USDA also gauged US ’05-06 cotton production at 23.89 million bales. Mill use remained unchanged at 6.00 million bales while exports were lowered 200,000 bales to 16.80 million bales based on the recent pace of weekly shipments. The estimated total offtake now stands at 22.80 million bales, generating ending stocks of 6.60 million bales. US estimated mill use and ending stocks reflect recent revisions from the Census Bureau beginning in ’03-04. The estimated ending stocks-to-use ratio is 28.9%.The USDA report sees world production for the ’06-07 crop year reaching 114.64 million bales. Mill use is set at 122.46 million bales.
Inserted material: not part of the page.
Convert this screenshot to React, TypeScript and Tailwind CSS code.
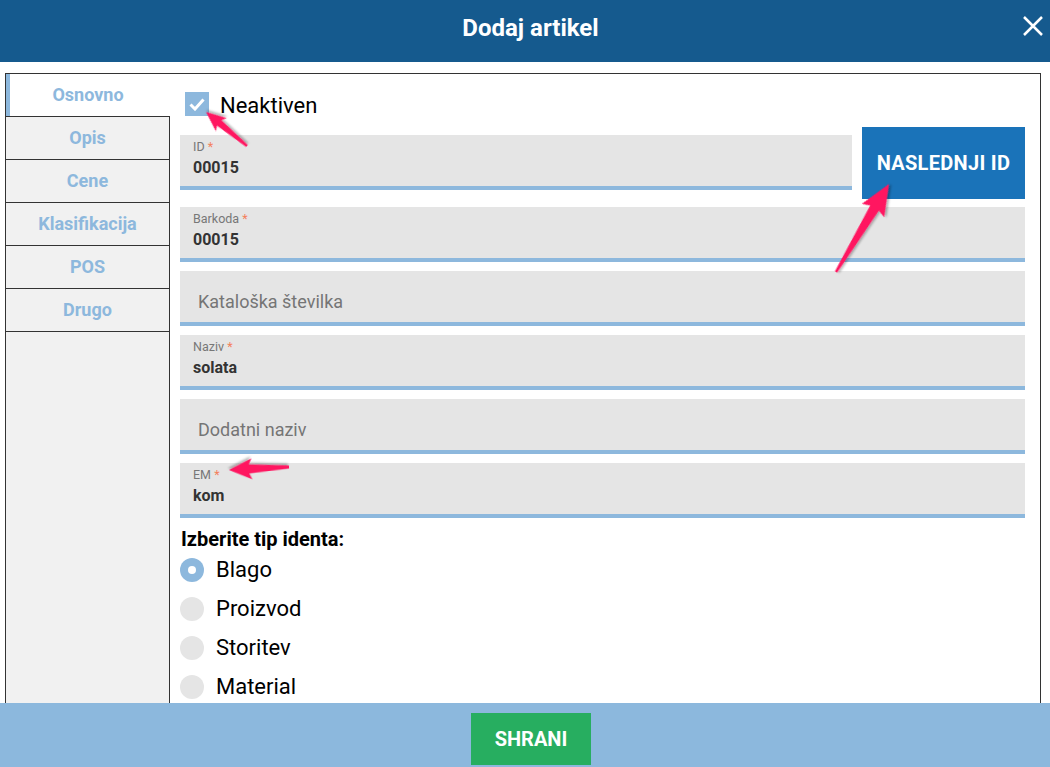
import React from "react";

function Arrow({ x1, y1, x2, y2, head, hw, sw, tw }: { x1: number; y1: number; x2: number; y2: number; head: number; hw: number; sw: number; tw: number }) {
  const len = Math.hypot(x2 - x1, y2 - y1);
  const ang = (Math.atan2(y2 - y1, x2 - x1) * 180) / Math.PI;
  const b = len - head;
  const pts = `0,${-tw} ${b},${-sw} ${b - 3},${-hw} ${len},0 ${b - 3},${hw} ${b},${sw} 0,${tw}`;
  return <polygon points={pts} fill="#ff1560" transform={`translate(${x1} ${y1}) rotate(${ang})`} filter="url(#sh)" />;
}

function Field({ label, value, placeholder }: { label?: string; value?: string; placeholder?: string }) {
  if (placeholder) {
    return (
      <div className="h-[55px] bg-[#e5e5e5] border-b-4 border-[#8db8dd] flex items-center pl-[18px] pt-[9px]">
        <span className="text-[18px] text-[#757575]">{placeholder}</span>
      </div>
    );
  }
  return (
    <div className="h-[55px] bg-[#e5e5e5] border-b-4 border-[#8db8dd] pl-[13px] pt-[4px]">
      <div className="text-[12.5px] leading-[16px] text-[#777]">
        {label} <span className="text-[#f4805c]">*</span>
      </div>
      <div className="text-[16px] leading-[22px] font-bold text-[#333] mt-[2px]">{value}</div>
    </div>
  );
}

export default function App() {
  const tabs = ["Opis", "Cene", "Klasifikacija", "POS", "Drugo"];
  const radios = ["Blago", "Proizvod", "Storitev", "Material"];
  return (
    <div className="relative w-[1050px] h-[767px] flex flex-col overflow-hidden bg-white" style={{ fontFamily: "Roboto, 'Liberation Sans', sans-serif" }}>
      <div className="relative h-[62px] shrink-0 bg-[#155a8e] flex items-center justify-center pl-[11px] pb-[6px]">
        <span className="text-white font-bold text-[24px] leading-none">Dodaj artikel</span>
        <svg className="absolute right-[7px] top-[16px]" width="20" height="20" viewBox="0 0 20 20">
          <path d="M1 1 L19 19 M19 1 L1 19" stroke="white" strokeWidth="2.5" />
        </svg>
      </div>
      <div className="flex-1 min-h-0 overflow-hidden pt-[11px] pl-[5px] pr-[9px]">
        <div className="border border-[#333] flex h-[700px]">
          <div className="w-[164px] shrink-0 flex flex-col bg-[#f1f1f1]">
            <div className="h-[42px] bg-white border-l-4 border-[#8db8dd] flex items-center justify-center pr-[4px] pb-[2px]">
              <span className="text-[18px] font-bold text-[#8db8dd]">Osnovno</span>
            </div>
            {tabs.map((t) => (
              <div key={t} className="h-[43px] border-t border-r border-[#333] flex items-center justify-center pb-[1px]">
                <span className="text-[18px] font-bold text-[#8db8dd]">{t}</span>
              </div>
            ))}
            <div className="flex-1 border-t border-r border-[#333]" />
          </div>
          <div className="flex-1 pl-[10px] pr-[15px] pt-[18px]">
            <div className="h-[24px] flex items-center">
              <div className="ml-[5px] w-[24px] h-[24px] bg-[#8db8dd] flex items-center justify-center">
                <svg width="16" height="14" viewBox="0 0 16 14">
                  <path d="M1.5 7.5 L6 12 L14.5 2.5" stroke="white" strokeWidth="3" fill="none" />
                </svg>
              </div>
              <span className="ml-[11px] text-[22px] leading-[24px] text-black pt-[3px]">Neaktiven</span>
            </div>
            <div className="mt-[11px] flex items-start gap-[10px]">
              <div className="flex-1 mt-[8px]">
                <Field label="ID" value="00015" />
              </div>
              <div className="w-[163px] h-[72px] bg-[#1a73b9] flex items-center justify-center">
                <span className="text-white font-bold text-[20px] tracking-[0.3px]">NASLEDNJI ID</span>
              </div>
            </div>
            <div className="mt-[8px] flex flex-col gap-[9px]">
              <Field label="Barkoda" value="00015" />
              <Field placeholder="Kataloška številka" />
              <Field label="Naziv" value="solata" />
              <Field placeholder="Dodatni naziv" />
              <Field label="EM" value="kom" />
            </div>
            <div className="mt-[10px] ml-[1px] text-[20px] leading-[22px] font-bold text-black">Izberite tip identa:</div>
            <div className="flex flex-col">
              {radios.map((r, i) => (
                <div key={r} className="h-[39px] flex items-center gap-[12px]">
                  {i === 0 ? (
                    <div className="w-[24px] h-[24px] rounded-full bg-[#8db8dd] flex items-center justify-center">
                      <div className="w-[8px] h-[8px] rounded-full bg-white" />
                    </div>
                  ) : (
                    <div className="w-[24px] h-[24px] rounded-full bg-[#e5e5e5]" />
                  )}
                  <span className="text-[22px] text-black">{r}</span>
                </div>
              ))}
            </div>
          </div>
        </div>
      </div>
      <div className="h-[64px] shrink-0 bg-[#8cb8dd] flex justify-center pl-[12px] pt-[10px]">
        <div className="w-[120px] h-[52px] bg-[#27ae60] flex items-center justify-center">
          <span className="text-white font-bold text-[20px]">SHRANI</span>
        </div>
      </div>
      <svg className="absolute inset-0 pointer-events-none" width="1050" height="767">
        <defs>
          <filter id="sh" x="-20%" y="-20%" width="140%" height="140%">
            <feDropShadow dx="1" dy="2" stdDeviation="1.2" floodColor="#000" floodOpacity="0.3" />
          </filter>
        </defs>
        <Arrow x1={247} y1={146} x2={206} y2={112} head={17} hw={8.5} sw={3.5} tw={1.3} />
        <Arrow x1={836} y1={272} x2={889} y2={184} head={28} hw={13} sw={5} tw={1.3} />
        <Arrow x1={289} y1={467} x2={229} y2={470} head={20} hw={10.5} sw={4.5} tw={1.6} />
      </svg>
    </div>
  );
}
World ending stocks are estimated to be 47.09 million bales for a stocks-to-use ratio of 38.5%. For the ’05-06 crop, production was raised about 700,000 bales to 114.09 million bales as increases in India, Pakistan, Uzbekistan and Zimbabwe were partially offset by reductions for some African Franc Zone countries, Syria and Paraguay. World mill use was lowered 130,000 bales to 117.07 million bales. Consequently, world ending stocks are estimated to be 53.04 million bales for a stocks-to-use ratio of 45.3%.
|Sales, Shipments Steady|
Net export sales for the week ending June 1, ’06 were 291,800 bales (480-lb). This brings total ’05-06 sales to about 17.4 million. Total sales at the same point in the ’04-05 marketing year were slightly more than 14.6 million bales. Total new crop (’06-07) sales are 598,000 bales.
Shipments for the week were 296,300 bales, bringing total exports to date to 13.5 million bales, compared with the 10.6 million at the comparable point in the ’04-05 marketing year. With slightly more than two months remaining in the marketing year, weekly shipments must average roughly 388,000 bales to reach the USDA projection of 16.8 million bales.